Ano passado eu tentei dar um jantar com meus amigos, nenhum deles judeus. Deu errado e eu fiquei muito ferida por isso, sentindo que em um dia que eu queria celebrar a minha comunidade, qualquer que ela fosse, eu havia descoberto que não tinha comunidade nenhuma. Essa percepção não estava errada, mas as coisas mudaram do ano passado para esse. Por outro lado, eu tinha acabado de dar uma festa enorme e tanto não tinha a energia para outra, quanto eu não sentia a necessidade de reunir minha comunidade, uma vez que eu tinha acabado de experimentá-la. A sensação que ano passado eu queria, agora não fazia tanto sentido.
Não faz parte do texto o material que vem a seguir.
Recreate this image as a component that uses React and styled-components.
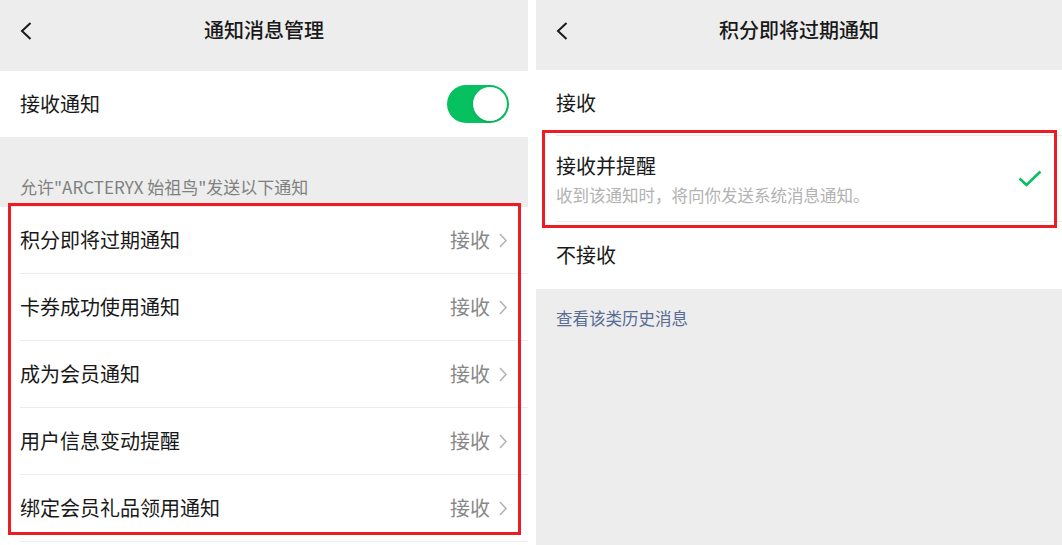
import React from "react"
import styled, { createGlobalStyle } from "styled-components"

const GlobalStyle = createGlobalStyle`
  html, body {
    margin: 0;
    padding: 0;
    background: #fff;
  }
  body {
    font-family: "Noto Sans CJK SC", "Noto Sans", sans-serif;
    color: #191919;
  }
`

const Screen = styled.div`
  display: flex;
  gap: 8px;
  width: 1062px;
  height: 545px;
  overflow: hidden;
  background: #fff;
`

const Panel = styled.div`
  display: flex;
  flex-direction: column;
  width: ${(p) => p.$width || "auto"};
  flex: ${(p) => (p.$width ? "none" : "1")};
  background: ${(p) => (p.$gray ? "#ededed" : "#fff")};
`

const NavBar = styled.div`
  display: grid;
  grid-template-columns: 60px 1fr 60px;
  grid-template-rows: 60px;
  align-items: center;
  padding-bottom: ${(p) => p.$gap}px;
  background: #ededed;
`

const BackButton = styled.div`
  display: flex;
  align-items: center;
  padding-left: 20px;
  padding-top: 2px;
`

const Title = styled.div`
  text-align: center;
  font-size: 20px;
  font-weight: 500;
  line-height: 28px;
  color: #191919;
`

const Group = styled.div`
  position: relative;
  background: #fff;
`

const Row = styled.div`
  padding-left: 20px;
  background: #fff;
`

const RowInner = styled.div`
  display: flex;
  align-items: center;
  justify-content: space-between;
  min-height: ${(p) => p.$height}px;
  padding-right: ${(p) => p.$pr ?? 20}px;
  border-bottom: 1px solid ${(p) => (p.$noLine ? "transparent" : "#ececec")};
  box-sizing: border-box;
`

const Label = styled.div`
  font-size: 20px;
  line-height: 28px;
  color: #191919;
`

const Option = styled.div`
  display: flex;
  flex-direction: column;
  padding: 16px 0 15px;
`

const SubText = styled.div`
  font-size: 16.5px;
  line-height: 22px;
  margin-top: 4px;
  color: #b2b2b2;
`

const Value = styled.div`
  display: flex;
  align-items: center;
  gap: 9px;
  font-size: 20px;
  line-height: 28px;
  color: #888;
`

const Switch = styled.div`
  display: flex;
  justify-content: flex-end;
  align-items: center;
  width: 62px;
  height: 38px;
  padding: 2px;
  box-sizing: border-box;
  border-radius: 19px;
  background: #07c160;
`

const Knob = styled.div`
  width: 34px;
  height: 34px;
  border-radius: 50%;
  background: #fff;
  box-shadow: 0 1px 3px rgba(0, 0, 0, 0.15);
`

const SectionTip = styled.div`
  padding: 39px 20px 9px;
  font-size: 17px;
  line-height: 22px;
  color: #808080;
  background: #ededed;
`

const LinkText = styled.div`
  padding: 18px 20px;
  font-size: 16.5px;
  line-height: 22px;
  color: #576b95;
`

const Highlight = styled.div`
  position: absolute;
  top: ${(p) => p.$top}px;
  left: ${(p) => p.$left}px;
  right: ${(p) => p.$right}px;
  bottom: ${(p) => p.$bottom}px;
  border: 3.5px solid #ec1c24;
  pointer-events: none;
`

const BackIcon = () => (
  <svg width="12" height="18" viewBox="0 0 12 18">
    <path d="M10.5 1 L2 9 L10.5 17" fill="none" stroke="#1a1a1a" strokeWidth="2" />
  </svg>
)

const Arrow = () => (
  <svg width="8" height="15" viewBox="0 0 8 15">
    <path d="M1 1 L7 7.5 L1 14" fill="none" stroke="#b2b2b2" strokeWidth="1.5" />
  </svg>
)

const Check = () => (
  <svg width="24" height="17" viewBox="0 0 24 17">
    <path d="M1.5 8.5 L8.5 15 L22.5 1.5" fill="none" stroke="#07c160" strokeWidth="2.6" />
  </svg>
)

const notices = [
  "积分即将过期通知",
  "卡券成功使用通知",
  "成为会员通知",
  "用户信息变动提醒",
  "绑定会员礼品领用通知",
]

export default function App() {
  return (
    <Screen>
      <GlobalStyle />

      <Panel $width="528px">
        <NavBar $gap={11}>
          <BackButton>
            <BackIcon />
          </BackButton>
          <Title>通知消息管理</Title>
          <div />
        </NavBar>

        <Row>
          <RowInner $height={66} $pr={19} $noLine>
            <Label>接收通知</Label>
            <Switch>
              <Knob />
            </Switch>
          </RowInner>
        </Row>

        <SectionTip>允许"ARCTERYX 始祖鸟"发送以下通知</SectionTip>

        <Group>
          {notices.map((name) => (
            <Row key={name}>
              <RowInner $height={67} $pr={21}>
                <Label>{name}</Label>
                <Value>
                  接收
                  <Arrow />
                </Value>
              </RowInner>
            </Row>
          ))}
          <Highlight $top={-4} $left={8} $right={7} $bottom={7} />
        </Group>
      </Panel>

      <Panel $gray>
        <NavBar $gap={10}>
          <BackButton>
            <BackIcon />
          </BackButton>
          <Title>积分即将过期通知</Title>
          <div />
        </NavBar>

        <Group>
          <Row>
            <RowInner $height={66}>
              <Label>接收</Label>
            </RowInner>
          </Row>
          <Group>
            <Row>
              <RowInner $height={86}>
                <Option>
                  <Label>接收并提醒</Label>
                  <SubText>收到该通知时，将向你发送系统消息通知。</SubText>
                </Option>
                <Check />
              </RowInner>
            </Row>
            <Highlight $top={-6} $left={6} $right={5} $bottom={-6} />
          </Group>
          <Row>
            <RowInner $height={67} $noLine>
              <Label>不接收</Label>
            </RowInner>
          </Row>
        </Group>

        <LinkText>查看该类历史消息</LinkText>
      </Panel>
    </Screen>
  )
}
Então eu deixei o tempo passar e cheguei ao dia sem planos.
No fim, eu fiz uma aula de yoga, fui para casa, pedi comida e assisti Annie Hall ~sob o efeito de substâncias~. No dia seguinte eu escrevi sobre as estações, a luz, os marcadores engraçados de uma identidade e sobre ter tirado o tempo para avaliar a vida que eu fiz para mim. Eu pensei muito em como toda vez que eu encontro um certo amigo meu ele tenta me convencer que a única coisa que eu deveria fazer enquanto judia é abluções e eu fico entre achar que ele só está sendo ridículo e que a coisa totalmente tem um ponto. Eu fiz cruzadinhas do New York Times ouvindo um disco do Arcade Fire. Eu decidi escrever essa newsletter. Eu achei que fez todo sentido.
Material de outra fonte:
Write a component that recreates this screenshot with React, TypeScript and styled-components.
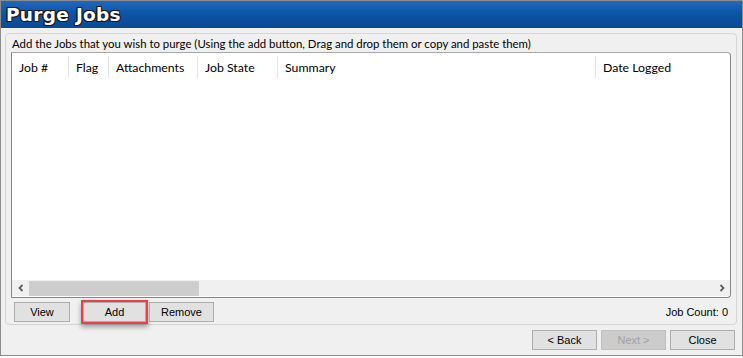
import React from "react";
import styled, { createGlobalStyle } from "styled-components";

const GlobalStyle = createGlobalStyle`
  html, body {
    margin: 0;
    padding: 0;
    background: #ffffff;
  }
  * {
    box-sizing: border-box;
  }
`;

const Window = styled.div`
  width: 743px;
  height: 356px;
  border: 1px solid #8c8c8c;
  background: #f0f0f0;
  display: flex;
  flex-direction: column;
`;

const TitleBar = styled.div`
  height: 27px;
  flex: none;
  background: linear-gradient(#1f68bd 0%, #0d55a6 45%, #0a4a93 100%);
  display: flex;
  align-items: center;
  padding-left: 5px;
`;

const Title = styled.h1`
  margin: 0;
  font-family: "DejaVu Sans", "Liberation Sans", sans-serif;
  font-weight: bold;
  font-size: 18.5px;
  letter-spacing: 0.3px;
  color: #ffffff;
  text-shadow: -1px -1px 0 #1a1a1a, 1px -1px 0 #1a1a1a, -1px 1px 0 #1a1a1a,
    1px 1px 0 #1a1a1a, 0 1px 0 #1a1a1a, 1px 0 0 #1a1a1a, 0 -1px 0 #1a1a1a,
    -1px 0 0 #1a1a1a;
`;

const Body = styled.div`
  flex: 1;
  display: flex;
  flex-direction: column;
  padding: 5px 5px 0 4px;
`;

const GroupBox = styled.div`
  border: 1px solid #d5d5d5;
  border-radius: 4px;
  padding: 3px 5px 2px 5px;
  display: flex;
  flex-direction: column;
`;

const Caption = styled.div`
  font-family: Lato, "Noto Sans", sans-serif;
  font-size: 11.4px;
  line-height: 14px;
  color: #000;
  padding-left: 1px;
  white-space: nowrap;
`;

const ListView = styled.div`
  margin-top: 1px;
  height: 246px;
  background: #ffffff;
  border: 1px solid #868686;
  border-top-color: #a8a8a8;
  border-radius: 0 4px 4px 0;
  display: flex;
  flex-direction: column;
  overflow: hidden;
`;

const Header = styled.div`
  height: 28px;
  display: flex;
  align-items: center;
`;

const HeaderCell = styled.div<{ $w: number }>`
  width: ${(p) => p.$w}px;
  flex: none;
  height: 22px;
  display: flex;
  align-items: center;
  padding-left: 7px;
  border-right: 1px solid #e5e5e5;
  font-family: Lato, "Noto Sans", sans-serif;
  font-size: 12.3px;
  color: #000;
  white-space: nowrap;
  &:last-child {
    border-right: none;
    flex: 1;
  }
`;

const Rows = styled.div`
  flex: 1;
`;

const ScrollBar = styled.div`
  height: 16px;
  background: #f0f0f0;
  display: flex;
  align-items: center;
  margin-bottom: 1px;
`;

const Arrow = styled.div`
  width: 17px;
  height: 16px;
  flex: none;
  display: flex;
  align-items: center;
  justify-content: center;
`;

const Track = styled.div`
  flex: 1;
  height: 16px;
  display: flex;
  align-items: center;
`;

const Thumb = styled.div`
  height: 15px;
  background: #cdcdcd;
`;

const ActionRow = styled.div`
  margin-top: 4px;
  height: 20px;
  display: flex;
  align-items: center;
  padding-left: 3px;
`;

const Button = styled.button<{ $w: number; $disabled?: boolean }>`
  width: ${(p) => p.$w}px;
  height: 20px;
  padding: 0;
  border: 1px solid ${(p) => (p.$disabled ? "#bfbfbf" : "#adadad")};
  background: ${(p) => (p.$disabled ? "#cccccc" : "#e1e1e1")};
  color: ${(p) => (p.$disabled ? "#a0a0a0" : "#000")};
  font-family: "Liberation Sans", Arial, sans-serif;
  font-size: 11px;
  display: flex;
  align-items: center;
  justify-content: center;
`;

const Highlight = styled.div`
  margin: -2px 1px -2px 11px;
  border: 2px solid #e8414a;
  box-shadow: 0 3px 5px rgba(0, 0, 0, 0.35);
  display: flex;
`;

const Count = styled.div`
  margin-left: auto;
  padding-right: 3px;
  font-family: "Liberation Sans", Arial, sans-serif;
  font-size: 11px;
  color: #000;
`;

const Footer = styled.div`
  margin-top: 5px;
  display: flex;
  justify-content: flex-end;
  gap: 4px;
  padding-right: 2px;
`;

const columns: [string, number][] = [
  ["Job #", 57],
  ["Flag", 40],
  ["Attachments", 89],
  ["Job State", 80],
  ["Summary", 318],
  ["Date Logged", 0],
];

function Chevron({ dir }: { dir: "left" | "right" }) {
  return (
    <svg width="8" height="8" viewBox="0 0 8 8">
      <path
        d={dir === "left" ? "M5.5 1 L2.5 4 L5.5 7" : "M2.5 1 L5.5 4 L2.5 7"}
        fill="none"
        stroke="#606060"
        strokeWidth="1.8"
      />
    </svg>
  );
}

export default function App() {
  return (
    <>
      <GlobalStyle />
      <Window>
        <TitleBar>
          <Title>Purge Jobs</Title>
        </TitleBar>
        <Body>
          <GroupBox>
            <Caption>
              Add the Jobs that you wish to purge (Using the add button, Drag and drop them or copy and paste them)
            </Caption>
            <ListView>
              <Header>
                {columns.map(([name, w]) => (
                  <HeaderCell key={name} $w={w}>
                    {name}
                  </HeaderCell>
                ))}
              </Header>
              <Rows />
              <ScrollBar>
                <Arrow>
                  <Chevron dir="left" />
                </Arrow>
                <Track>
                  <Thumb style={{ width: "24.8%" }} />
                </Track>
                <Arrow>
                  <Chevron dir="right" />
                </Arrow>
              </ScrollBar>
            </ListView>
            <ActionRow>
              <Button $w={56}>View</Button>
              <Highlight>
                <Button $w={63}>Add</Button>
              </Highlight>
              <Button $w={65}>Remove</Button>
              <Count>Job Count: 0</Count>
            </ActionRow>
          </GroupBox>
          <Footer>
            <Button $w={65}>&lt; Back</Button>
            <Button $w={65} $disabled>
              Next &gt;
            </Button>
            <Button $w={65}>Close</Button>
          </Footer>
        </Body>
      </Window>
    </>
  );
}
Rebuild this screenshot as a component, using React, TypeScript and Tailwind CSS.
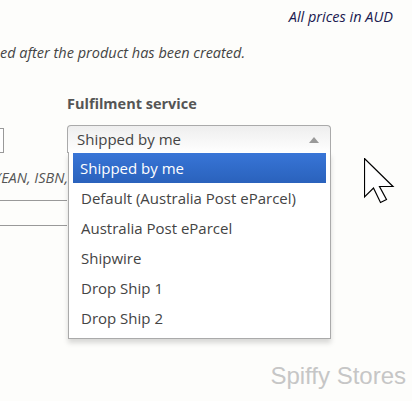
const options = [
  "Shipped by me",
  "Default (Australia Post eParcel)",
  "Australia Post eParcel",
  "Shipwire",
  "Drop Ship 1",
  "Drop Ship 2",
];

const Cursor = () => (
  <svg width="32" height="48" viewBox="0 0 32 48" className="absolute left-[364px] top-[158px]">
    <path
      d="M0.5 0.5 L0.5 39 L9.5 30 L16.5 44.5 L22.5 41.5 L15.5 28.5 L29 28.5 Z"
      fill="#fff"
      stroke="#000"
      strokeWidth="1.2"
      strokeLinejoin="miter"
    />
  </svg>
);

export default function App() {
  return (
    <div className="relative h-[401px] w-[412px] overflow-hidden bg-[#fdfdfb] font-['Open_Sans',sans-serif]">
      <div className="flex justify-end pr-[19px] pt-[8px]">
        <p className="text-[14.5px] leading-[18px] italic text-[#1a1a50]">All prices in AUD</p>
      </div>
      <p className="mt-[18px] text-[14.5px] leading-[18px] italic text-[#444]">
        ed after the product has been created.
      </p>

      <div className="mt-[33px] flex">
        {/* left column, cut off by the edge of the shot */}
        <div className="w-[67px] shrink-0 overflow-hidden pt-[33px]">
          <div className="h-[25px] w-[4px] border border-l-0 border-[#999] bg-white" />
          <p className="-ml-[3px] mt-[16px] whitespace-nowrap text-[14.5px] leading-[18px] italic text-[#555]">
            (EAN, ISBN,
          </p>
          <div className="mt-[13px] h-[26px] border-y border-[#999]" />
        </div>

        <div className="relative">
          <p className="text-[14.5px] leading-[18px] font-bold text-[#555]">Fulfilment service</p>
          <div className="mt-[12px] flex h-[28px] w-[264px] items-center justify-between rounded-t-[4px] border border-b-0 border-[#aaa] bg-gradient-to-b from-[#eee] to-white pl-[9px] pr-[11px]">
            <span className="text-[15px] text-[#444]">Shipped by me</span>
            <span className="h-0 w-0 border-x-[5px] border-b-[6px] border-x-transparent border-b-[#999]" />
          </div>

          <ul className="absolute left-[1px] top-[57px] w-[263px] border border-t-0 border-[#aaa] bg-white pb-[5px] pt-[1px] shadow-[0_4px_5px_rgba(0,0,0,0.15)]">
            {options.map((o, i) => (
              <li
                key={o}
                className={
                  i === 0
                    ? "mx-[4px] h-[30px] bg-gradient-to-b from-[#3875d7] to-[#2a62bc] pl-[7px] text-[15px] leading-[30px] text-white"
                    : "mx-[4px] h-[30px] pl-[8px] text-[15px] leading-[30px] text-[#444]"
                }
              >
                {o}
              </li>
            ))}
          </ul>
        </div>
      </div>

      <Cursor />

      <p className="absolute bottom-[11px] right-[6px] font-['Liberation_Sans',sans-serif] text-[24px] leading-[28px] text-[#c6c6c6]">
        Spiffy Stores
      </p>
    </div>
  );
}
“This book is called "Blue Nights" because at the time I began it I found my mind turning increasingly to illness, to the end of promise, the dwindling of the days,the inevitability of the fading, the dying of the brightness. Blue nights are the opposite of the dying of the brightness, but they are also its warning.”
― Joan Didion, Blue Nights
Não assisti o filme (ainda) e agora estou instigada. A forma que você chegou em um outro assunto, refletiu e conectou tudo foi genial. Acredito que toda essa questão de espiritualidade, contemplação da vida e o que ela possui (ou não) no oculto não precisa – nem deve – ser limitada, classificada, mas aceitada e incentivada. Não sei se traz um sentido, mas deixa a existência menos pacata, menos bege.
Amiga, gostei TANTO dessa newsletter!! Curti muito todas as interpretações e comentários sobre os diferentes rituais. Essa é uma coisa que penso com alguma frequência, mas com uma visão muito diferente, porque cresci em meio a uma família com religiões muito variadas, mas as pessoas mais próximas a mim sempre foram agnósticas sincretistas ou atéias. E, na real, foi essa multiplicidade de visões e práticas que sempre me fez questionar por que certos rituais existem.
Não sei se já conversamos disso, mas me considero atéia e tenho práticas e rituais pessoais que muita gente lê como espiritualizado, então entendo demais esse seu momento em que religiosos te lêem como atéia e ateus te lêem como espiritualizada kk.
Mas tudo isso é só pra dizer que todas essas considerações me lembraram muito uma das minhas coisas preferidas sobre o carnaval, que é que, apesar de ser uma data móvel, ele sempre acontece na temporada de peixes! E, pra mim, isso faz muito sentido e vejo como aproximação de duas lógicas não científicas diferentes, porque tanto o carnaval brasileiro quanto o signo de peixes são sobre se perder, desconectar da realidade. Peixes tem muito a ver com inspiração, outros mundos, é uma fantasia. E o que fazemos no carnaval é literalmente se fantasiar. O carnaval é uma fantasia, um sonho, um momento desconectado do tempo-espaço. É quando a gente transcende a realidade e a consciência seja com álcool e outras drogas, seja simplesmente com a alegria. A maioria das músicas de carnaval são sobre um amor passageiro; algo efêmero mas que vai sempre estar em um sonho de amor. E todas as marchinhas são sobre pura felicidade, o momento que você esquece tudo e só celebra a existência em si. O carnaval é esse momento em que a gente invade todas as ruas da cidade pra esquecer as dores e celebrar a vida e os sonhos e todos os nossos prazeres. E, tipo, essa é simplesmente a coisa mais pisciana possível kkkkkk
Também acho incrível que a temporada pisciana é a quando se fecha o ano astral. Então acaba que o carnaval é uma espécie de ano novo, nesse sentido. O que só deixa ainda mais especial quando a gente fala que o ano só começa depois do carnaval, porque astrologicamente falando, É VERDADE!!
Enfim!!! Achei que você, como carnavalesca, gostaria também dessa brisa.